トロポミオシン受容体キナーゼ(TRK)融合のあるがんは、様々ながん種で異なる頻度で発生するが、一般的には稀である。TRK融合を有するがんは、NTRK遺伝子が別の遺伝子と融合し、通常とは異なるTRKタンパク質を生じることで発生する。TRK融合タンパク質は恒常的に活性化するか、過剰発現し増殖シグナル伝達を誘発する。TRK融合タンパク質が発現すると、発現部位に関係なく、がんの増殖を促進する発がん性のドライバーとして作用する。
今回の承認は、第2相NAVIGATE試験と第1/2相SCOUT試験の結果に基づくもの。NAVIGATE試験は成人および青年期の患者(N=116人)を対象に行われ、奏効率は65.2%、完全奏効率は16.9%を示した。一方、SCOUT試験は小児(N=73名)を対象に実施され、奏効率88.9%、完全奏効率22.2%であった。また2つの臨床試験より、ヴァイトラックビは良好な安全性プロファイルを示した。
独バイエル社のオンコロジー開発責任者のスコット・フィールズ「ヴァイトラックビのように、がんの増殖を促すゲノム異常を直接標的とした治療は、腫瘍の種類や患者さんの年齢にかかわらず、治療成績を大幅に改善する可能性を有しており、日本の患者さんや医師にとって有益です。ヴァイトラックビの承認を機に、ゲノムの観点からより多くの患者さんを特定し、最終的に治療効果を改善していくための高品質で利用しやすい分子診断の重要性がさらに認識されるものと思います」と述べている。
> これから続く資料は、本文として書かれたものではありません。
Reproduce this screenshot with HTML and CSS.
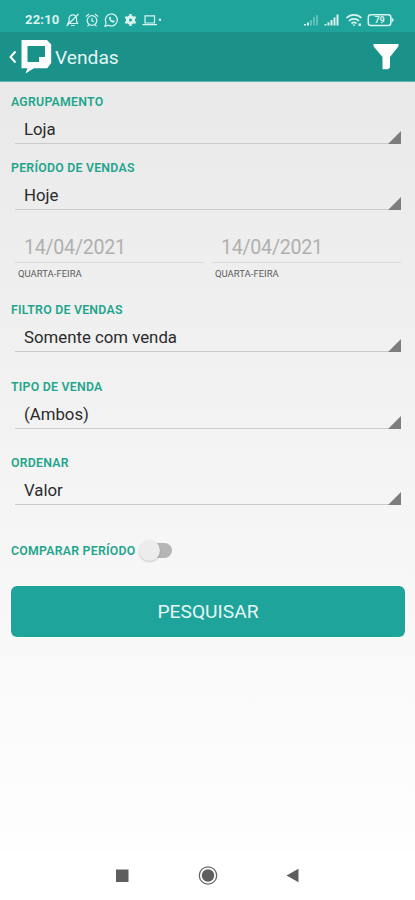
FILE: index.html
```html
<!DOCTYPE html>
<html lang="pt-BR">
<head>
  <meta charset="utf-8">
  <title>Vendas</title>
  <link rel="stylesheet" href="styles.css">
</head>
<body>
  <div class="status-bar">
    <span class="clock">22:10</span>
    <svg class="status-left" width="100" height="16" viewBox="0 0 100 16" fill="none" stroke="currentColor" stroke-width="1.200">
      <!-- muted bell -->
      <path d="M3 11.500h9.500L11.500 9V6.500a3.700 3.700 0 0 0-7.400 0V9zM6 13.500h3.500M1.500 14L13.500 2"/>
      <!-- alarm -->
      <circle cx="27" cy="8.500" r="4.800"/>
      <path d="M27 6v2.800l2 1M21 4.500L24 2M33 4.500L30 2M24 12.700l-1.500 1.700M30 12.700l1.500 1.700"/>
      <!-- whatsapp -->
      <path d="M40 14.300l1-3.700a6 6 0 1 1 2.500 2.600z"/>
      <path d="M44.200 5.200c-.8 2.700 2 5.800 4.900 5.300l.7-1.300-1.800-1.100-.8.700-1.700-1.800.7-.8-.8-1.700z" fill="currentColor" stroke="none"/>
      <!-- settings -->
      <circle cx="65.500" cy="8" r="3.100" stroke-width="3"/>
      <path d="M65.500 2v12M60.300 5l10.400 6M60.300 11l10.400-6" stroke-width="2.400"/>
      <circle cx="65.500" cy="8" r="1.500" fill="#1fa49c" stroke="none"/>
      <!-- laptop -->
      <path d="M80 3.800h9.500v7.200H80zM77.500 12.700h14.500"/>
      <circle cx="95" cy="7.700" r="1.200" fill="currentColor" stroke="none"/>
    </svg>
    <svg class="status-right" width="94" height="16" viewBox="0 0 94 16" fill="currentColor">
      <path d="M1 13.500V12h2v1.500zM4 13.500v-3h2v3z"/>
      <path opacity=".35" d="M7 13.500V8h2v5.500zM10 13.500V5h2v8.500zM13 13.500V3h2v10.500z"/>
      <path d="M21.500 13.500V12h2v1.500zM24.500 13.500v-3.200h2v3.200zM27.500 13.500V8h2v5.500zM30.500 13.500V5.500h2v8zM33.500 13.500V2.500h2v11z"/>
      <g fill="none" stroke="currentColor" stroke-width="1.700">
        <path d="M43.500 6a10.500 10.500 0 0 1 15 0M46 8.900a7 7 0 0 1 10 0M48.500 11.500a3.500 3.500 0 0 1 5 0"/>
      </g>
      <path d="M49.500 12.500h3L51 14.200zM55.500 11.500h2.500V14h-2.500z"/>
      <rect x="65.300" y="2.800" width="22.500" height="10.600" rx="2.500" fill="none" stroke="currentColor" stroke-width="1.500"/>
      <path d="M88.500 5l2.500 3-2.500 3z"/>
      <text x="76.600" y="11.400" text-anchor="middle">79</text>
    </svg>
  </div>

  <div class="app-bar">
    <svg class="back" width="9" height="14" viewBox="0 0 9 14" fill="none" stroke="#fff" stroke-width="2">
      <path d="M7.500 1.500L2.500 7l5 5.500"/>
    </svg>
    <svg class="logo" width="31" height="36" viewBox="0 0 31 36" fill="#fff" fill-rule="evenodd">
      <path d="M.5 1H26l4.200 4.500V24l-4 5.300H13L4.500 34.500l2-5.200H.5zM6.500 7v16H18v-5h6V7z"/>
    </svg>
    <h1>Vendas</h1>
    <svg class="filter" width="26" height="27" viewBox="0 0 26 27" fill="#fff">
      <path d="M.5 1h25v2.200L17 14v10.500L15 26.200H9.500V14L.5 3.200z"/>
    </svg>
  </div>

  <main class="form">
    <div class="field">
      <label>AGRUPAMENTO</label>
      <div class="select">Loja</div>
    </div>
    <div class="field">
      <label>PERÍODO DE VENDAS</label>
      <div class="select">Hoje</div>
    </div>

    <div class="dates">
      <div class="date">
        <div class="date-value">14/04/2021</div>
        <div class="weekday">QUARTA-FEIRA</div>
      </div>
      <div class="date">
        <div class="date-value">14/04/2021</div>
        <div class="weekday">QUARTA-FEIRA</div>
      </div>
    </div>

    <div class="field wide">
      <label>FILTRO DE VENDAS</label>
      <div class="select">Somente com venda</div>
    </div>
    <div class="field wide">
      <label>TIPO DE VENDA</label>
      <div class="select">(Ambos)</div>
    </div>
    <div class="field">
      <label>ORDENAR</label>
      <div class="select">Valor</div>
    </div>

    <div class="compare">
      <label>COMPARAR PERÍODO</label>
      <span class="switch"></span>
    </div>

    <button class="search">PESQUISAR</button>
  </main>

  <div class="nav-bar">
    <svg width="20" height="20" viewBox="0 0 20 20" fill="#5e5e5e">
      <rect x="4" y="3.500" width="12.500" height="12.500"/>
    </svg>
    <svg width="20" height="20" viewBox="0 0 20 20">
      <circle cx="10" cy="9.500" r="8.700" fill="none" stroke="#666" stroke-width="1.300"/>
      <circle cx="10" cy="9.500" r="6.200" fill="#5e5e5e"/>
    </svg>
    <svg width="20" height="20" viewBox="0 0 20 20" fill="#5e5e5e">
      <path d="M3.500 9.500l12-6.800v13.600z"/>
    </svg>
  </div>
</body>
</html>
```
FILE: styles.css
```css
* {
  box-sizing: border-box;
}

body {
  margin: 0;
  height: 900px;
  display: flex;
  flex-direction: column;
  font-family: Roboto, sans-serif;
  color: #2b2b2b;
  background: #fff;
}

.status-bar {
  height: 32px;
  padding: 7px 18px 0 25px;
  display: flex;
  align-items: center;
  color: #d9f3ef;
  background: #1fa49c;
}

.clock {
  width: 35px;
  font-size: 13px;
  font-weight: 700;
  letter-spacing: 0.2px;
}

.status-left {
  margin-left: 5px;
}

.status-right {
  margin-left: auto;
}

.status-right text {
  font-size: 9px;
  font-weight: 700;
}

.app-bar {
  height: 50px;
  padding: 0 16px 0 8px;
  display: flex;
  align-items: center;
  background: #1a9189;
  border-bottom: 1px solid #5fb5ae;
}

.logo {
  margin: 0 0 0 4px;
}

.app-bar h1 {
  margin: 1px 0 0 3px;
  font-size: 19.2px;
  font-weight: 400;
  color: #e3f5f3;
}

.filter {
  margin-left: auto;
}

.form {
  flex: 1;
  padding: 12px 10px 0 11px;
  background: linear-gradient(#e9e9e9, #f6f6f6 60%, #fefefe);
}

.field {
  margin-bottom: 16px;
}

.field.wide {
  margin-bottom: 26.5px;
}

label {
  display: block;
  height: 16px;
  line-height: 16px;
  font-size: 12.3px;
  font-weight: 600;
  letter-spacing: 0.25px;
  color: #1fa58c;
}

.select {
  position: relative;
  height: 34px;
  margin: 0 4px;
  padding-left: 9px;
  line-height: 39px;
  font-size: 16.8px;
  border-bottom: 1px solid #cbcbcb;
}

/* corner marker of the spinner */
.select::after {
  content: "";
  position: absolute;
  right: 0;
  bottom: -1px;
  border-left: 13px solid transparent;
  border-bottom: 13px solid #7d7d7d;
}

.dates {
  display: flex;
  gap: 8px;
  height: 76px;
  padding: 6px 4px 0;
}

.date {
  flex: 1;
}

.date-value {
  height: 31px;
  padding-left: 9px;
  line-height: 31px;
  font-size: 19.6px;
  letter-spacing: -0.25px;
  color: #b0b0b0;
  border-bottom: 1px solid #dadada;
}

.weekday {
  padding-left: 3px;
  margin-top: 5px;
  line-height: 12px;
  font-size: 9.5px;
  color: #5c5c5c;
}

.compare {
  display: flex;
  align-items: center;
  margin-top: 33.5px;
  height: 24px;
}

.switch {
  position: relative;
  width: 28px;
  height: 15px;
  margin-left: 9px;
  border-radius: 8px;
  background: #b5b5b5;
}

.switch::before {
  content: "";
  position: absolute;
  left: -5px;
  top: -3px;
  width: 21px;
  height: 21px;
  border-radius: 50%;
  background: #ececec;
  box-shadow: 0 1px 2px rgba(0,0,0,0.2);
}

.search {
  display: block;
  width: 100%;
  height: 51px;
  margin-top: 23px;
  border: none;
  border-radius: 6px;
  font-family: inherit;
  font-size: 19.2px;
  color: #e6f7f5;
  background: #1fa49c;
}

.nav-bar {
  height: 49px;
  padding: 0 112px;
  display: flex;
  align-items: center;
  justify-content: space-between;
  background: #fff;
}
```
なお、ヴァイトラックビについては、米ファウンデーション・メディシン社により開発された遺伝子変異解析プログラムである「FoundationOne CDx がんゲノムプロファイル」が2021年1月に適応追加承認を取得しており、ヴァイトラックビの投与によって抗腫瘍効果を期待されるTRK融合のあるがん患者を特定するコンパニオン診断が行える。
ヴァイトラックビとは ヴァイトラックビは選択的にTRK阻害する経口薬。肺がん、甲状腺がん、悪性黒色腫、消化管間質腫瘍(GIST)、直腸結腸がん、乳がん、唾液腺がんなど19種の固形がんで有効性が評価された。ヴァイトラックビはTRK阻害剤の中で、様々ながん腫や小児も含む最大規模のデータと3年を超える最長のフォローアップ期間のデータを有している。